Marbles are underrated. They’re very round, roll well, tend to be pretty shiny, and come in all sorts of neat colors. That last characteristic makes them suitable for artwork, like orbicular pixels. In his most ambitious project to date, Engineezy took advantage of those attributes (roundness and colorfulness) to build this amazing machine that automatically produces marble art displays.
Engineezy has made a name for himself with his impressive and often complex mechanical design, and this project certainly fits that bill. It is enormous and the entire thing is basically a stack of fascinating mechanisms. There are mechanisms to separate the marbles by color (there are eight colors), elevator mechanisms to lift the marbles to the top of the sorters, pump mechanisms to move the sorted marbles up, feed mechanisms to drop the appropriate marbles into the displays area columns, and a mechanism to dump all the marbles from the bottom to start the process over.
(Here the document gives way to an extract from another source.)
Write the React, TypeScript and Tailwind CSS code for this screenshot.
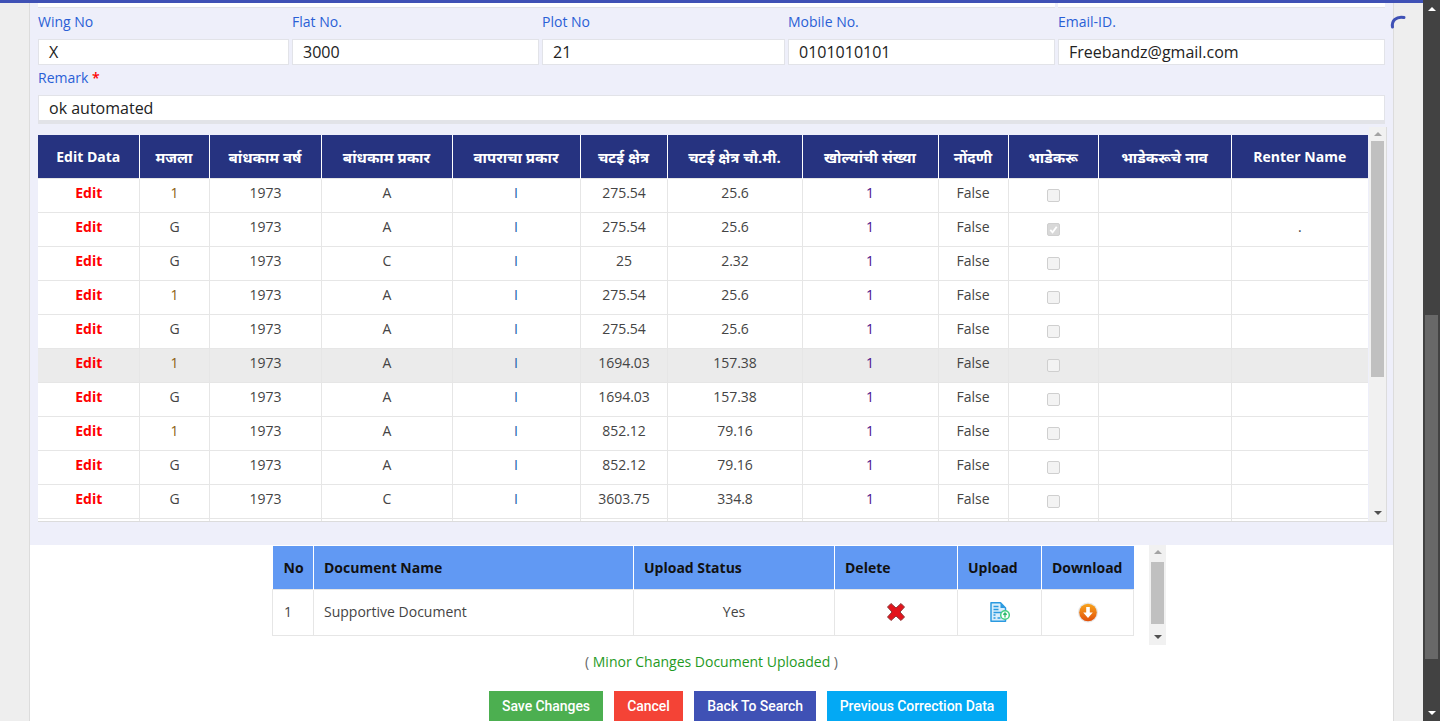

All of those mechanisms require a whole bunch of motors and drivers, along with several development boards to direct them. The feed mechanisms at the top, for example, operate under the control of an Arduino Nano ESP32. It oversees the movement of the two stepper motors that slide two guides back and forth — a design inspired by IDEX (Independent Dual-Extruder) 3D printers. Those use funnel-like ramps created by two coil springs that adapt to the movement — a rather ingenious idea.
The mechanisms all work in concert to drop the marbles into the display area, creating images of 32×32 pixels (1,024 “pixels” in total) and up to eight colors. The machine can automatically reset itself and then display a new image, so it can keep going indefinitely while spectators watch the intricate dance play out.